Edson Dutra, acordeonista e líder do grupo Os Serranos
"Para a música gaúcha é um momento triste porque o Adelar era um grande acordeonista, que influenciou não só uma, mas várias gerações, inclusive a minha, que sou mais das antigas. Realmente é uma perda muito grande. Ele se manteve muito lúcido até o fim e presente na vida artística do Rio Grande do Sul, principalmente na dos gaiteiros. Além de tocar muito bem, tinha uma técnica muito apurada, uma maneira de tocar muito peculiar e um cara muito propagador da música serrana."
Paulinho Cardoso, acordeonista do projeto Rock de Galpão
"Hoje mesmo postei no Facebook um vídeo de gravação de Oh de Casa que os Fagundes fizeram e o tio Nico dizia que Os Bertussi são pioneiros num toque especial da música do Rio Grande do Sul. Além da questão das duas gaitas, eles foram pioneiros em introduzir a bateria na música do Rio Grande do Sul. O grande legado que deixam é com a qualidade da música, tanto no toque do acordeom, quanto num contexto geral de uma banda. Nos deixam um legado de muita responsabilidade com a qualidade musical, de que cada vez mais temos que inovar e caprichar, sabendo das nossas origens, seja na Criúva, seja no Inhanduí."

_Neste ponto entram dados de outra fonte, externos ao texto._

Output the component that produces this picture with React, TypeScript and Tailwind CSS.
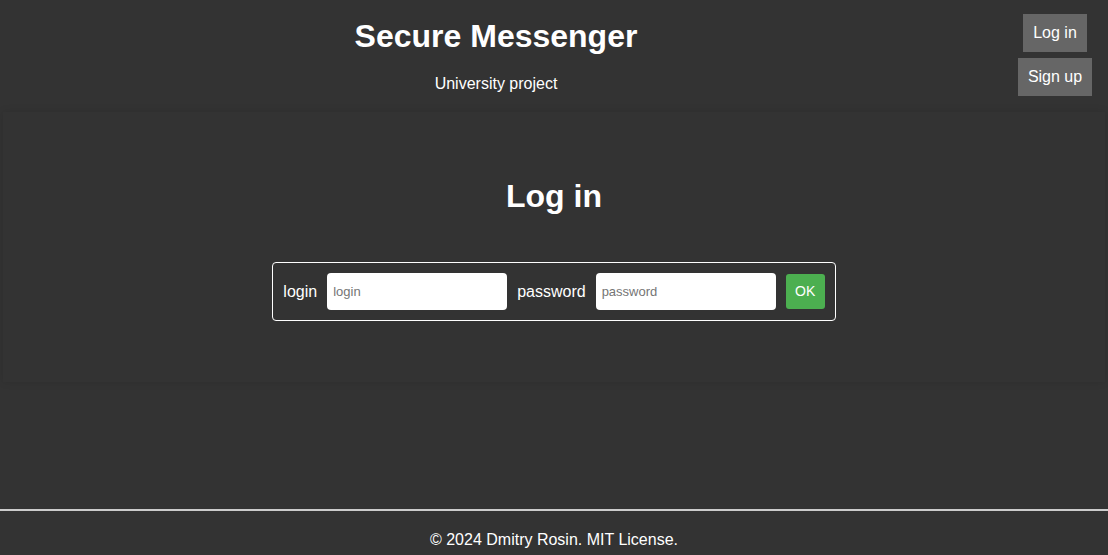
import React from "react";

export default function App() {
  return (
    <div
      className="min-h-screen flex flex-col bg-[#333333] text-white"
      style={{ fontFamily: '"Liberation Sans", Arial, sans-serif' }}
    >
      <header className="flex h-[112px]">
        <div className="flex-1 flex flex-col items-center">
          <h1 className="mt-[18px] text-[32px] leading-[37px] font-bold">Secure Messenger</h1>
          <p className="mt-[20px] text-[16px] leading-[18px]">University project</p>
        </div>
        <nav className="w-[116px] pl-[26px] pr-[16px] pt-[14px] flex flex-col items-center gap-[6px]">
          <button className="bg-[#666666] text-white text-[16px] leading-[18px] px-[10px] py-[10px] h-[38px] whitespace-nowrap">Log in</button>
          <button className="bg-[#666666] text-white text-[16px] leading-[18px] px-[10px] py-[10px] h-[38px] whitespace-nowrap">Sign up</button>
        </nav>
      </header>
      <main className="mx-[3px] h-[270px] shadow-[0_0_8px_rgba(0,0,0,0.12)] flex flex-col items-center">
        <h2 className="mt-[66px] text-[32px] leading-[37px] font-bold">Log in</h2>
        <form
          className="mt-[47px] flex items-center gap-[10px] border border-white rounded-[4px] p-[10px]"
          onSubmit={(e) => e.preventDefault()}
        >
          <label className="text-[16px] leading-[18px]">login</label>
          <input
            placeholder="login"
            className="w-[180px] h-[37px] bg-white rounded-[4px] px-[6px] text-[13px] text-black placeholder:text-[#757575] outline-none"
          />
          <label className="text-[16px] leading-[18px]">password</label>
          <input
            type="password"
            placeholder="password"
            className="w-[180px] h-[37px] bg-white rounded-[4px] px-[6px] text-[13px] text-black placeholder:text-[#757575] outline-none"
          />
          <button className="w-[39px] h-[35px] bg-[#4caf50] rounded-[3px] text-[14px] text-white">OK</button>
        </form>
      </main>
      <div className="flex-1" />
      <footer className="h-[46px] border-t-2 border-[#cccccc] flex justify-center pt-[20px]">
        <p className="text-[16px] leading-[18px]">© 2024 Dmitry Rosin. MIT License.</p>
      </footer>
    </div>
  );
}
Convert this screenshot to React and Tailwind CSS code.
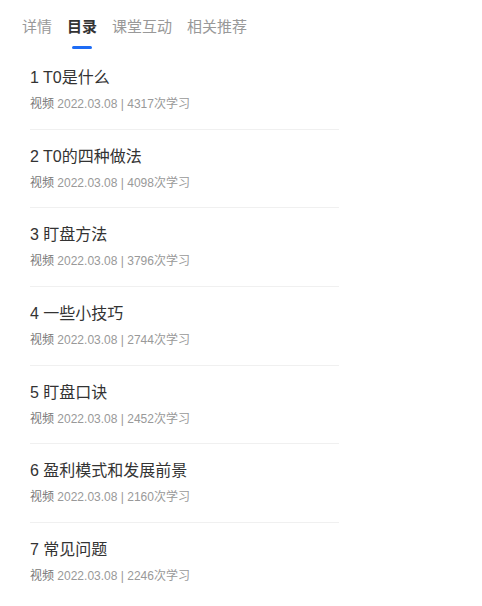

Ernesto Fagundes, músico, compositor e cantor do conjunto Os Fagundes
"Lembro que quando ia nos rodeios, eu tinha uns 15 anos, me chamava atenção o sistema de tocar do Adelar. E ele fazia isso não só nas músicas gaúchas, mas também com clássicas e até russas. Era um virtuosismo que é o que acabei desenvolvendo. Mas não um virtuosismo gratuito, para aparecer. Um virtuosismo realmente musical. Posso dizer que ele é muito responsável pela forma como eu toco hoje."
Renato Borghetti, acordeonista
"Minha admiração pelo Adelar sempre foi muito grande, não só pelo músico, mas pela pessoa. Tinha um domínio de palco como poucas vezes eu vi. Foi uma influência direta na minha carreira. Quando comecei a tocar, aos 12 anos, era o que a gente ouvia no rádio. Ele e o Honeyde eram os ídolos da minha família. Não existiria a música gaúcha dos Campos de Cima da Serra sem os Bertussi. Onde ele chegasse era uma pessoa muito carismática. Nem sempre um artista deixa uma impressão assim como uma pessoa amável."